PROBLEM: Can you set down, exactly as they appear below, the lines from the opening of the material through the one bearing "const [showReferral, setShowReferral]", minus the pictures?

GIVEN MATERIAL:
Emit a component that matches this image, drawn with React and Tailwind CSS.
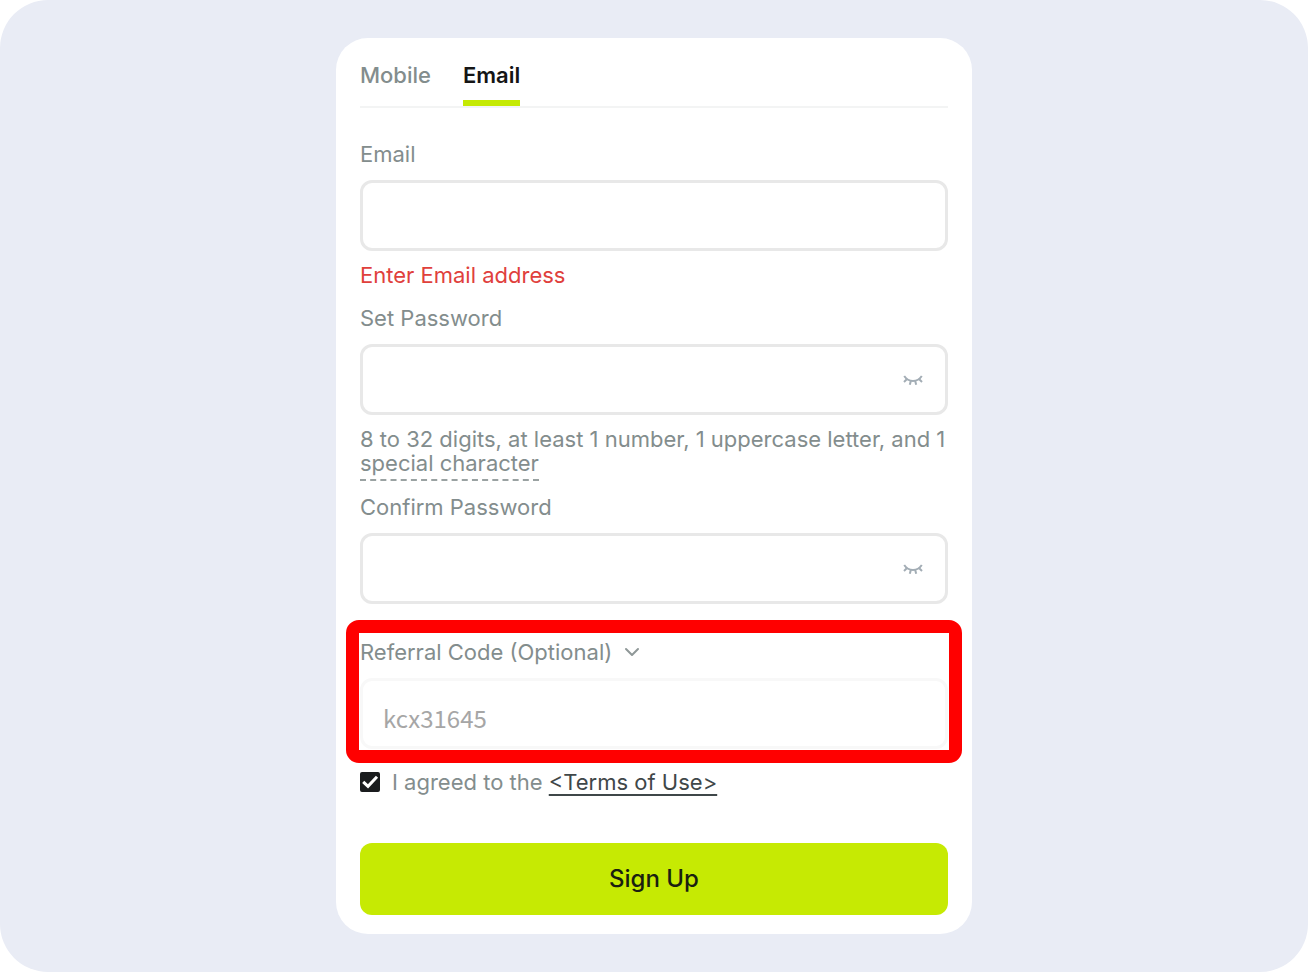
import { useState } from "react";
import { ChevronDown } from "lucide-react";

const labelClass = "block text-[22px] leading-6 text-[#838d8d]";
const inputClass =
  "block w-full h-[71px] rounded-xl border-3 border-[#e8e8e8] bg-white px-5 text-2xl text-[#1a1a1a] outline-none";

function ClosedEye() {
  return (
    <svg
      className="w-5 h-5"
      viewBox="0 0 20 20"
      fill="none"
      stroke="currentColor"
      strokeWidth="2"
    >
      <path d="M1.2 6C3.6 9.6 6.6 11 10 11C13.4 11 16.4 9.6 18.8 6" />
      <path d="M4 9L1 12" />
      <path d="M16 9L19 12" />
      <path d="M7.9 10.8L6.8 14.8" />
      <path d="M12.1 10.8L13.2 14.8" />
    </svg>
  );
}

function PasswordField({ id, label }) {
  const [visible, setVisible] = useState(false);

  return (
    <div>
      <label htmlFor={id} className={labelClass}>
        {label}
      </label>
      <div className="relative mt-[14px]">
        <input
          id={id}
          type={visible ? "text" : "password"}
          className={inputClass}
        />
        <button
          type="button"
          aria-label="Toggle password visibility"
          onClick={() => setVisible(!visible)}
          className="absolute inset-y-0 right-[25px] flex items-center text-[#a3adb5]"
        >
          <ClosedEye />
        </button>
      </div>
    </div>
  );
}

export default function App() {
  const [tab, setTab] = useState("Email");
  const [agreed, setAgreed] = useState(true);
  const [showReferral, setShowReferral] = useState(true);

  return (
    <div className="min-h-screen bg-white flex font-['Inter',sans-serif]">
      <main className="flex-1 flex items-start justify-center rounded-[48px] bg-[#e9ecf5] py-[38px]">
        <form
          onSubmit={(e) => e.preventDefault()}
          className="w-full max-w-[636px] rounded-[32px] bg-white px-6 pt-5 pb-[19px]"
        >
          <div className="flex gap-8 border-b-2 border-[#f3f4f4]">
            {["Mobile", "Email"].map((name) => (
              <button
                key={name}
                type="button"
                onClick={() => setTab(name)}
                className={
                  tab === name
                    ? "h-12 pb-2 border-b-6 border-[#c5ea04] text-[22px] leading-8 font-semibold text-[#151515]"
                    : "h-12 pb-2 border-b-6 border-transparent text-[22px] leading-8 font-medium text-[#838d8d]"
                }
              >
                {name}
              </button>
            ))}
          </div>

          <div className="mt-[34px]">
            <label htmlFor="email" className={labelClass}>
              Email
            </label>
            <input id="email" type="email" className={`${inputClass} mt-[14px]`} />
            <p className="mt-3 text-[22px] leading-6 text-[#e0403c]">
              Enter Email address
            </p>
          </div>

          <div className="mt-[19px]">
            <PasswordField id="password" label="Set Password" />
            <p className="mt-3 text-[22px] leading-6 text-[#838d8d]">
              8 to 32 digits, at least 1 number, 1 uppercase letter, and 1{" "}
              <span className="inline-block border-b-2 border-dashed border-[#9aa2a2] pb-1">
                special character
              </span>
            </p>
          </div>

          <div className="mt-[14px]">
            <PasswordField id="confirm" label="Confirm Password" />
          </div>

          <div className="mt-4 -mx-[14px] rounded-[13px] border-13 border-[#ff0000] px-px pt-[7px] pb-px">
            <div className="flex items-center gap-2">
              <label htmlFor="referral" className={labelClass}>
                Referral Code (Optional)
              </label>
              <button
                type="button"
                aria-label="Toggle referral code"
                onClick={() => setShowReferral(!showReferral)}
                className="text-[#8f9898]"
              >
                <ChevronDown className="w-6 h-6" strokeWidth={2} />
              </button>
            </div>
            {showReferral && (
              <input
                id="referral"
                type="text"
                placeholder="kcx31645"
                className="mt-[14px] block w-full h-[71px] rounded-xl border-3 border-[#f8f8f8] bg-white px-5 pt-2 font-['Noto_Sans_CJK_SC',sans-serif] text-2xl placeholder:text-[#a6a6a6] outline-none"
              />
            )}
          </div>

          <div className="mt-[7px] flex items-center gap-3 text-[22px] leading-6 text-[#838d8d]">
            <span className="relative flex">
              <input
                id="agree"
                type="checkbox"
                checked={agreed}
                onChange={(e) => setAgreed(e.target.checked)}
                className="peer w-5 h-5 appearance-none rounded-xs border-2 border-[#1a1c1e] checked:bg-[#1a1c1e]"
              />
              <svg
                className="pointer-events-none absolute inset-0 hidden w-5 h-5 text-white peer-checked:block"
                viewBox="0 0 20 20"
                fill="none"
                stroke="currentColor"
                strokeWidth="3"
              >
                <path d="M3.2 9.8L8 14.4L17 4.8" />
              </svg>
            </span>
            <p>
              <label htmlFor="agree">I agreed to the </label>
              <a href="#terms" className="text-[#3f4749] underline underline-offset-4">
                &lt;Terms of Use&gt;
              </a>
            </p>
          </div>

          <button
            type="submit"
            className="mt-[49px] w-full h-[72px] rounded-xl bg-[#c6ea03] text-2xl font-medium text-[#1a1f10]"
          >
            Sign Up
          </button>
        </form>
      </main>
    </div>
  );
}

ANSWER IN FULL:
Emit a component that matches this image, drawn with React and Tailwind CSS.
import { useState } from "react";
import { ChevronDown } from "lucide-react";

const labelClass = "block text-[22px] leading-6 text-[#838d8d]";
const inputClass =
  "block w-full h-[71px] rounded-xl border-3 border-[#e8e8e8] bg-white px-5 text-2xl text-[#1a1a1a] outline-none";

function ClosedEye() {
  return (
    <svg
      className="w-5 h-5"
      viewBox="0 0 20 20"
      fill="none"
      stroke="currentColor"
      strokeWidth="2"
    >
      <path d="M1.2 6C3.6 9.6 6.6 11 10 11C13.4 11 16.4 9.6 18.8 6" />
      <path d="M4 9L1 12" />
      <path d="M16 9L19 12" />
      <path d="M7.9 10.8L6.8 14.8" />
      <path d="M12.1 10.8L13.2 14.8" />
    </svg>
  );
}

function PasswordField({ id, label }) {
  const [visible, setVisible] = useState(false);

  return (
    <div>
      <label htmlFor={id} className={labelClass}>
        {label}
      </label>
      <div className="relative mt-[14px]">
        <input
          id={id}
          type={visible ? "text" : "password"}
          className={inputClass}
        />
        <button
          type="button"
          aria-label="Toggle password visibility"
          onClick={() => setVisible(!visible)}
          className="absolute inset-y-0 right-[25px] flex items-center text-[#a3adb5]"
        >
          <ClosedEye />
        </button>
      </div>
    </div>
  );
}

export default function App() {
  const [tab, setTab] = useState("Email");
  const [agreed, setAgreed] = useState(true);
  const [showReferral, setShowReferral] = useState(true);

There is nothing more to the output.